◆ Instructions for the task
Gather, from the data below, each line in which the word "screenshot" occurs.

◆ Data rows
-- -- --

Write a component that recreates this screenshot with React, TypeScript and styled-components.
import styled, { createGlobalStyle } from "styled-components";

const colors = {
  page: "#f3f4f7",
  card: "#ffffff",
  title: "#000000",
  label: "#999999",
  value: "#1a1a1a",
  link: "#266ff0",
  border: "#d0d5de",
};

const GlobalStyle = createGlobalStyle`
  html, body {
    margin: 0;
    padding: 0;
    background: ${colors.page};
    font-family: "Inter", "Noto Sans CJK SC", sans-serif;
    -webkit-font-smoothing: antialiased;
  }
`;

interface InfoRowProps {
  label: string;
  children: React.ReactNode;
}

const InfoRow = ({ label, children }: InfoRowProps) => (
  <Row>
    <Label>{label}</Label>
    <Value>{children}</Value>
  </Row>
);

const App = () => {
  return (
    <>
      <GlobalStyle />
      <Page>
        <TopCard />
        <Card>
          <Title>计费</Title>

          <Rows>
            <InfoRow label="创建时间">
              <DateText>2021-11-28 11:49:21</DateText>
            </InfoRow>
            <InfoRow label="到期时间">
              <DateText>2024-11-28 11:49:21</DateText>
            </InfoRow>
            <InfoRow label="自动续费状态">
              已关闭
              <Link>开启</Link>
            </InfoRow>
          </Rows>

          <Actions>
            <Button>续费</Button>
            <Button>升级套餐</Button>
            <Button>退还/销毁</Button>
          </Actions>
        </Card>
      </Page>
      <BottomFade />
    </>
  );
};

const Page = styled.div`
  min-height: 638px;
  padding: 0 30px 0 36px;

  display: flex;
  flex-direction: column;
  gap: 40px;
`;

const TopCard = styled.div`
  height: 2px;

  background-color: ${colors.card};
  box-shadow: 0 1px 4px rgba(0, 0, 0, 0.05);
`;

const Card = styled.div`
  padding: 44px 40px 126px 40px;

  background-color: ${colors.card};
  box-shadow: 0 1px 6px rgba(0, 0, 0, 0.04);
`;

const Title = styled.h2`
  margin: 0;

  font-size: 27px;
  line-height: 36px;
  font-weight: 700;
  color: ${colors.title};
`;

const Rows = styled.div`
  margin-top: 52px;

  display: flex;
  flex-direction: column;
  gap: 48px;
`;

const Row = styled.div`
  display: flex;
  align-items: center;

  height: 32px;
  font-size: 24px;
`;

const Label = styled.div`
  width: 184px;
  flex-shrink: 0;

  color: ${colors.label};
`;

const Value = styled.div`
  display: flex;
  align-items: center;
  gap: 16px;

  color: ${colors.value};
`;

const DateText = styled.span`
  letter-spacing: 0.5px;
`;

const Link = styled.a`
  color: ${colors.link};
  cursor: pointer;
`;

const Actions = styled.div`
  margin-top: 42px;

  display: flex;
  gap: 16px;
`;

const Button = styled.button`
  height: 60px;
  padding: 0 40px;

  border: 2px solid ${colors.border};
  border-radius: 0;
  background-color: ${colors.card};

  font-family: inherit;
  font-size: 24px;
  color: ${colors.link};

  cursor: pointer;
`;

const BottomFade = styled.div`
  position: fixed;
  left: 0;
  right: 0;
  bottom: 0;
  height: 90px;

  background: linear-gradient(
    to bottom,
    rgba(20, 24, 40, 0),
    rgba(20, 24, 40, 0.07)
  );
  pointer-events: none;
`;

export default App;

-- -- --

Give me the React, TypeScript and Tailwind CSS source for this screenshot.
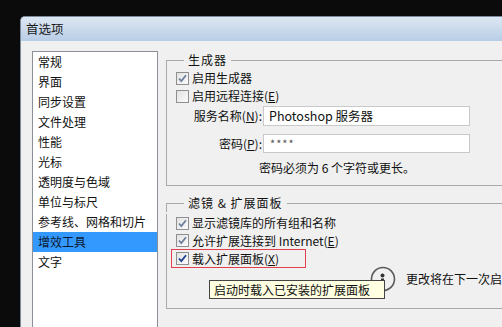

-- -- --

◆ Answer to the exercise
Write a component that recreates this screenshot with React, TypeScript and styled-components.
Give me the React, TypeScript and Tailwind CSS source for this screenshot.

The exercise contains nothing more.